The Holding Project — Belfast, Northern Ireland
Submitted by students from Queen’s University Belfast, the team proposes a joint-housing and economic development plan in central Belfast, tailored to young renters aged 18–35. On publicly owned vacant sites, the team envisions new prefabricated micro-units that would save construction time and costs; tenants would set aside 20% of their monthly rent as savings.
New Suburban Living — Melbourne, Australia
Submitted by Lisa Ann Garner from Universität Der Künste and Lauren Garner from RMIT University, the team developed designs and a planning process for new types of housing in Melbourne’s middle suburbs to address the region’s housing shortage and better meet the needs of residents.

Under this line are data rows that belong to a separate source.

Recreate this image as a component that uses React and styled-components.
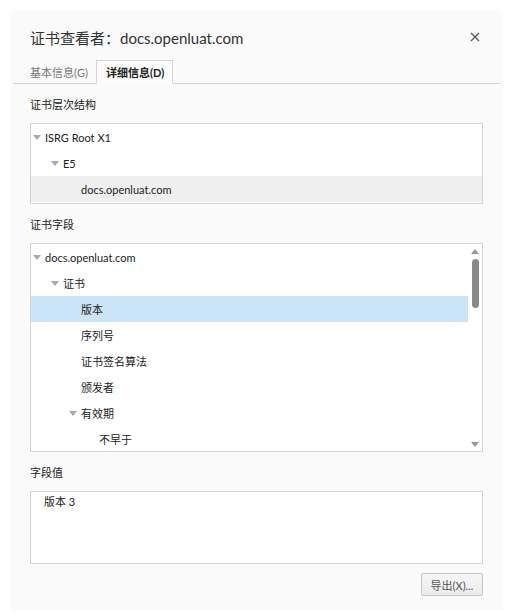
import React from 'react'
import styled, { createGlobalStyle } from 'styled-components'

const GlobalStyle = createGlobalStyle`
  body {
    margin: 0;
    background: #ffffff;
    font-family: Lato, "Noto Sans CJK SC", sans-serif;
    color: #222;
  }
`

const Dialog = styled.div`
  margin: 12px 0 0 13px;
  width: 487px;
  height: 598px;
  background: #fafafa;
  box-shadow: 0 0 6px rgba(0, 0, 0, 0.05);
  display: flex;
  flex-direction: column;
`

const Header = styled.div`
  height: 48px;
  display: flex;
  align-items: center;
  justify-content: space-between;
  padding: 2px 19px 0 17px;
  box-sizing: border-box;
`

const Title = styled.h1`
  margin: 0;
  font-size: 15px;
  font-weight: 400;
  color: #333;
`

const Close = styled.button`
  border: 0;
  background: none;
  padding: 0;
  width: 12px;
  height: 12px;
  display: flex;
  align-items: center;
  justify-content: center;
  cursor: pointer;
`

const TabBar = styled.div`
  height: 24px;
  display: flex;
  align-items: flex-end;
  padding-left: 17px;
  border-bottom: 1px solid #d4d4d4;
  box-sizing: border-box;
`

const Tab = styled.div`
  height: 24px;
  box-sizing: border-box;
  display: flex;
  align-items: center;
  font-size: 11px;
  margin-bottom: -1px;
  padding: ${(p) => (p.$active ? '0 8px 0 9px' : '0')};
  margin-left: ${(p) => (p.$active ? '8px' : '0')};
  font-weight: ${(p) => (p.$active ? 700 : 400)};
  color: ${(p) => (p.$active ? '#222' : '#777')};
  background: ${(p) => (p.$active ? '#fcfcfc' : 'transparent')};
  border: ${(p) => (p.$active ? '1px solid #d4d4d4' : '0')};
  border-bottom: ${(p) => (p.$active ? '1px solid #fcfcfc' : '0')};
`

const Body = styled.div`
  padding: 0 17px;
  display: flex;
  flex-direction: column;
`

const Label = styled.div`
  margin-top: 14px;
  margin-bottom: 11px;
  font-size: 11px;
  line-height: 14px;
  color: #222;
`

const Box = styled.div`
  position: relative;
  height: ${(p) => p.$h}px;
  background: #fff;
  border: 1px solid #d3d3d3;
  box-sizing: border-box;
  overflow: hidden;
`

const Row = styled.div`
  height: 26px;
  display: flex;
  align-items: center;
  padding-left: ${(p) => 2 + p.$level * 18}px;
  margin-right: ${(p) => (p.$scroll ? 14 : 0)}px;
  font-size: 11px;
  color: #222;
  background: ${(p) =>
    p.$selected ? '#cce4f7' : p.$current ? '#efefef' : 'transparent'};
`

const Arrow = styled.span`
  width: 8px;
  margin-right: 4px;
  display: flex;
  justify-content: center;
  visibility: ${(p) => (p.$hidden ? 'hidden' : 'visible')};
`

const Scrollbar = styled.div`
  position: absolute;
  top: 0;
  right: 0;
  bottom: 0;
  width: 14px;
  display: flex;
  flex-direction: column;
  align-items: center;
`

const ScrollBtn = styled.div`
  height: 14px;
  display: flex;
  align-items: center;
  justify-content: center;
`

const Thumb = styled.div`
  width: 7px;
  height: 49px;
  margin-top: 1px;
  border-radius: 4px;
  background: #8a8a8a;
`

const Track = styled.div`
  flex: 1;
`

const ValueText = styled.div`
  padding: 3px 13px;
  font-size: 11px;
  line-height: 14px;
  color: #222;
`

const Footer = styled.div`
  display: flex;
  justify-content: flex-end;
  margin-top: 9px;
`

const Button = styled.button`
  width: 62px;
  height: 23px;
  padding: 0;
  font-family: inherit;
  font-size: 11px;
  color: #555;
  background: linear-gradient(#f6f6f6, #ececec);
  border: 1px solid #c4c4c4;
  border-radius: 2px;
`

const Tri = ({ up, color = '#a8a8a8' }) => (
  <svg width="8" height="5" viewBox="0 0 8 5">
    <path d={up ? 'M0 5 L4 0 L8 5 Z' : 'M0 0 L8 0 L4 5 Z'} fill={color} />
  </svg>
)

const hierarchy = [
  { text: 'ISRG Root X1', level: 0, open: true },
  { text: 'E5', level: 1, open: true },
  { text: 'docs.openluat.com', level: 2, current: true },
]

const fields = [
  { text: 'docs.openluat.com', level: 0, open: true },
  { text: '证书', level: 1, open: true },
  { text: '版本', level: 2, selected: true },
  { text: '序列号', level: 2 },
  { text: '证书签名算法', level: 2 },
  { text: '颁发者', level: 2 },
  { text: '有效期', level: 2, open: true },
  { text: '不早于', level: 3 },
]

const TreeRow = ({ item, scroll }) => (
  <Row
    $level={item.level}
    $selected={item.selected}
    $current={item.current}
    $scroll={scroll}
  >
    <Arrow $hidden={!item.open}>
      <Tri />
    </Arrow>
    {item.text}
  </Row>
)

export default function App() {
  return (
    <>
      <GlobalStyle />
      <Dialog>
        <Header>
          <Title>证书查看者：docs.openluat.com</Title>
          <Close aria-label="关闭">
            <svg width="10" height="10" viewBox="0 0 10 10">
              <path d="M1 1 L9 9 M9 1 L1 9" stroke="#555" strokeWidth="1.2" />
            </svg>
          </Close>
        </Header>
        <TabBar>
          <Tab>基本信息(G)</Tab>
          <Tab $active>详细信息(D)</Tab>
        </TabBar>
        <Body>
          <Label>证书层次结构</Label>
          <Box $h={81}>
            {hierarchy.map((item) => (
              <TreeRow key={item.text} item={item} />
            ))}
          </Box>
          <Label>证书字段</Label>
          <Box $h={209}>
            {fields.map((item, i) => (
              <TreeRow key={i} item={item} scroll />
            ))}
            <Scrollbar>
              <ScrollBtn>
                <Tri up color="#999" />
              </ScrollBtn>
              <Thumb />
              <Track />
              <ScrollBtn>
                <Tri color="#999" />
              </ScrollBtn>
            </Scrollbar>
          </Box>
          <Label>字段值</Label>
          <Box $h={73}>
            <ValueText>版本 3</ValueText>
          </Box>
          <Footer>
            <Button>导出(X)...</Button>
          </Footer>
        </Body>
      </Dialog>
    </>
  )
}
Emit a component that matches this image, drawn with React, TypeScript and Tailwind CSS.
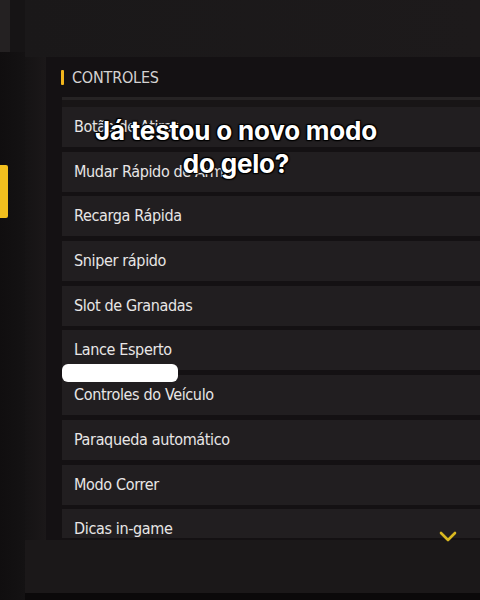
import React from "react";

const rows = [
  "Botão de Atirar",
  "Mudar Rápido de Arma",
  "Recarga Rápida",
  "Sniper rápido",
  "Slot de Granadas",
  "Lance Esperto",
  "Controles do Veículo",
  "Paraqueda automático",
  "Modo Correr",
  "Dicas in-game",
];

const cond = {
  fontFamily: "'DejaVu Sans Condensed', 'DejaVu Sans', sans-serif",
};

export default function App() {
  return (
    <div className="relative w-[480px] h-[600px] overflow-hidden bg-[#1b1819] flex">
      {/* left column */}
      <div className="w-[25px] flex flex-col shrink-0">
        <div className="h-[52px] flex shrink-0">
          <div className="w-[10px] bg-[#242122]" />
          <div className="flex-1 bg-[#161415]" />
        </div>
        <div className="flex-1 bg-gradient-to-r from-[#100e0f] to-[#141213] flex flex-col">
          <div className="h-[113px]" />
          <div className="w-[8px] h-[53px] bg-[#f3c01e] rounded-r-[2px]" />
        </div>
      </div>

      {/* right column */}
      <div className="flex-1 flex flex-col">
        <div className="h-[57px] shrink-0 bg-gradient-to-r from-[#1a1819] to-[#1d1a1b]" />

        <div className="h-[483px] flex shrink-0">
          <div className="w-[21px] bg-gradient-to-r from-[#151314] to-[#1b1819]" />
          <div className="flex-1 bg-[#141113] flex flex-col">
            <div className="h-[40px] flex items-center pl-[15px] gap-[8px] pt-[1px]">
              <div className="w-[3px] h-[15px] bg-[#f2b51c] rounded-[1px]" />
              <span
                className="text-[16px] text-[#d4d2d2] tracking-[-0.2px] font-stretch-condensed"
                style={cond}
              >
                CONTROLES
              </span>
            </div>
            <div className="h-[3px] bg-[#262324] ml-[16px]" />
            <div className="h-[7px] bg-[#181516] ml-[16px]" />
            <div className="flex-1 ml-[16px] overflow-hidden flex flex-col gap-[4.7px] mb-[2px]">
              {rows.map((r) => (
                <div
                  key={r}
                  className="h-[40px] shrink-0 bg-[#211e20] flex items-center pl-[12px]"
                >
                  <span
                    className="text-[16px] text-[#e8e6e6] tracking-[-0.35px] font-stretch-condensed"
                    style={cond}
                  >
                    {r}
                  </span>
                </div>
              ))}
            </div>
          </div>
        </div>

        <div className="h-[53px] bg-[#1b1819] shrink-0" />
        <div className="flex-1 bg-[#0b090a]" />
      </div>

      {/* chevron */}
      <svg
        className="absolute left-[439px] top-[531px]"
        width="18"
        height="12"
        viewBox="0 0 18 12"
      >
        <polyline
          points="2,2 9,9 16,2"
          fill="none"
          stroke="#d9b820"
          strokeWidth="2.6"
          strokeLinecap="round"
          strokeLinejoin="round"
        />
      </svg>

      {/* white censor bar */}
      <div className="absolute left-[62px] top-[364px] w-[116px] h-[18px] bg-white rounded-[6px]" />

      {/* caption */}
      <div
        className="absolute left-0 right-0 top-[114px] ml-[-8px] text-center text-white text-[26px] leading-[33px] font-bold tracking-[-0.2px]"
        style={{
          fontFamily: "Inter, 'Noto Sans', sans-serif",
          textShadow:
            "0 0 2px #000, 1px 1px 1px #000, -1px -1px 1px #000, 1px -1px 1px #000, -1px 1px 1px #000",
        }}
      >
        Já testou o novo modo
        <br />
        do gelo?
      </div>
    </div>
  );
}
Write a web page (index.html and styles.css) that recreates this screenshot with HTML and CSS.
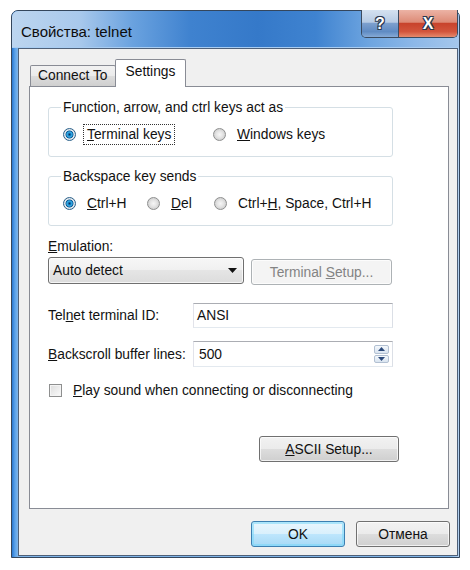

“It’s inspiring to see how these multidisciplinary student teams have responded to the challenge to connect urban, suburban and rural communities,” said Stephen Engblom, AECOM global cities director. “From multimodal pathways in Bangkok to bold new housing solutions in Melbourne and Belfast, and public health initiatives for vulnerable populations in Oakland, we believe the finalists’ ideas will bear imaginative solutions to real challenges in those cities that translate globally.”
The four finalist teams will now work with experts at AECOM, Van Alen and 100 Resilient Cities to further develop their proposals, and will present their ideas in Los Angeles before a final jury and live audience on 23 January 2018. The winning team will receive up to US$15,000 in prize money as well as up to US$25,000 of in-kind support from AECOM to realise a pilot project from the team’s proposal.
“We are excited to see the progress of the four finalists in the coming months,” said Michael Berkowitz, president of 100 Resilient Cities. “The work of building urban resilience often requires regional thinking, and the solutions and approaches these teams will uncover have the potential to create significant impact.”